A specific event happens to Cage during his first of many fights.  I dare not describe it simply because if I do, it’ll sound stupid.  A lot of what happens in Edge of Tomorrow chances arbitrary opinions from jaded movie goers in order to open itself up for forthcoming exhilarating sequences of non-stop action.  For the most part, this  defying attitude works wonders for the film’s screenplay (written by Jex Butterworth, John-Henry Butterworth, and Christopher McQuarrie adapting from Hiroshi Sakurazaka’s novel All You Need Is Kill).  The audience is willing to go for the ride.

So, back to that climactic change for Cage.  After this pivotal point, Cage has the ability to relive his time on the front lines once he’s killed.  It dumps him in a perpetual state of nausea as life hands him a literal situation of choosing is own adventure.  Of course, the adventure has to lead him to destroy something quite gargantuan.

With the help of Rita (aka. Full Metal B*tch played by a resilient Emily Blunt), Cage must solve this riddle through trial and error, in order to save mankind.

Movie goers have a blast watching Cruise and Blunt fight through different scenarios.  In our eyes, the recognizable actors lose that familiarity because both are dead-set on going against their public image.  The change in character doesn’t call attention to itself, and we genuinely enjoy watching these two gritty personalities at work.
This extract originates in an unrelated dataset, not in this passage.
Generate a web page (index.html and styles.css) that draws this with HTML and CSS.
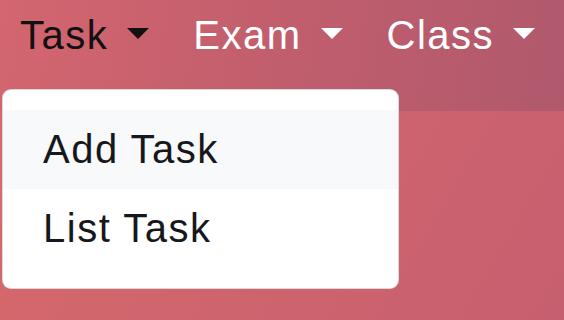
FILE: index.html
```html
<!DOCTYPE html>
<html lang="en">
<head>
    <meta charset="UTF-8">
    <meta name="viewport" content="width=device-width, initial-scale=1.0">
    <title>Task Menu</title>
    <link rel="stylesheet" href="styles.css">
</head>
<body>
    <nav class="navbar">
        <ul class="nav-list">
            <li class="nav-item">
                <a href="#" class="nav-link active dropdown-toggle">Task</a>
                <div class="dropdown-menu">
                    <a href="#" class="dropdown-item hover">Add Task</a>
                    <a href="#" class="dropdown-item">List Task</a>
                </div>
            </li>
            <li class="nav-item">
                <a href="#" class="nav-link dropdown-toggle">Exam</a>
            </li>
            <li class="nav-item">
                <a href="#" class="nav-link dropdown-toggle">Class</a>
            </li>
        </ul>
    </nav>
    <main class="page"></main>
</body>
</html>
```

FILE: styles.css
```css
html, body {
    margin: 0;
    height: 100%;
}

body {
    font-family: "Liberation Sans", Arial, sans-serif;
    font-size: 40px;
    background: linear-gradient(120deg, #d86a6c 0%, #c65f6f 100%);
    overflow: hidden;
}

.navbar {
    height: 111px;
    background: linear-gradient(100deg, #d3666f 0%, #c15e6d 50%, #b0596d 100%);
}

.nav-list {
    display: flex;
    margin: 0;
    padding: 0;
    list-style: none;
}

.nav-item {
    position: relative;
}

.nav-link {
    display: block;
    padding: 5px 24px 0 20px;
    line-height: 60px;
    color: #fff;
    text-decoration: none;
    letter-spacing: 1.5px;
}

.nav-link.active {
    color: #111;
}

.dropdown-toggle::after {
    content: "";
    display: inline-block;
    margin-left: 19px;
    vertical-align: 10px;
    border-top: 11px solid;
    border-left: 11px solid transparent;
    border-right: 11px solid transparent;
}

.dropdown-menu {
    position: absolute;
    top: 89px;
    left: 2px;
    box-sizing: border-box;
    width: 397px;
    padding: 20px 0;
    background-color: #fff;
    border: 1px solid rgba(0, 0, 0, 0.15);
    border-radius: 9px;
}

.dropdown-item {
    display: block;
    padding: 10px 40px;
    line-height: 59px;
    color: #16181b;
    text-decoration: none;
    letter-spacing: 1.5px;
}

.dropdown-item.hover {
    background-color: #f8f9fa;
}
```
Liman’s intelligent continuity towards the film’s precise timeline is foolproof.  However, the script does glaze over details that could’ve made this war a truly fleshed out danger.  If you’re anticipating something more than humans battling frightening creatures, you need to lower your expectations.

If you go with it, Edge of Tomorrow is a great adventure.  Doug Liman has set this film up in a manner that’s easy for audiences to turn their brains off, but at the same time respect the film as a full-fledged explosion of entertainment.